News and Opinion from Sisters, Oregon

Kim Stafford celebrates new poetry book

Poet Kim Stafford will celebrate the release of his new book "As The Sky Begins to Change" at Paulina Springs Books on Thursday, July 18, at 6:30 p.m. Stafford will be joined by local singer-songwriter/poet Beth Wood, who will share an original song inspired by Stafford's new work.

"As the Sky Begins to Change" is a book of poems to wake the world, lyric anthems for earth and kin.

Photo by Rob Reynolds

Kim Stafford is launching a new book of poems at Paulina Springs Books.

In his third poetry collection from Red Hen Press, Kim Stafford gathers poems that sing with empathy, humor, witness, and story. Poems in this book have been set to music, quoted in the New York Times, posted online in the Academy of American Poets Poem-a-Day series, gathered in a chapbook sold to benefit Ukrainian refugees, posted online in response to Supreme Court decisions, composed for a painter's gallery opening, and in other ways engaged with a world at war with itself, testifying for the human project hungry for kinship, exiled from bounty, and otherwise thirsting for the oxygen of healing song.

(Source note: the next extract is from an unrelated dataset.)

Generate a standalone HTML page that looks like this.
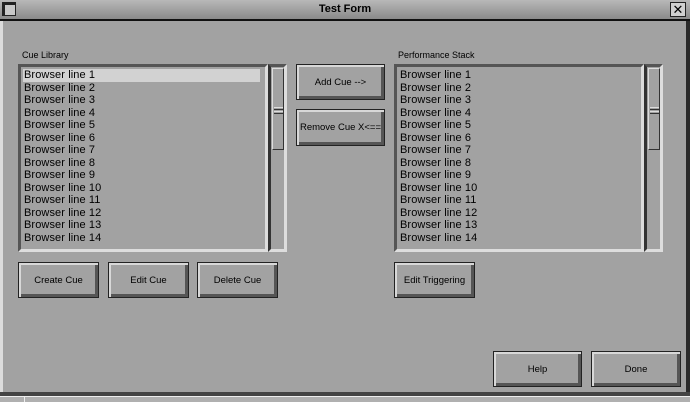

Founding director of the Northwest Writing Institute at Lewis & Clark College, Stafford teaches and travels to raise the human spirit. He is the author of a dozen books of poetry and prose. He has taught writing in dozens of schools and community centers, and in Scotland, Italy, Mexico, and Bhutan. In 2018, he was named Oregon's ninth Poet Laureate by Governor Kate Brown for a two-year term. His call to writers everywhere: "In our time is a great thing not yet done. It is the marriage of Woody Guthrie's gusto and the Internet. It is the composing and wide sharing of songs, poems, blessings, manifestos, and rants by those with voice for those with need."

At Paulina Springs Books is located at 252 W. Hood Ave.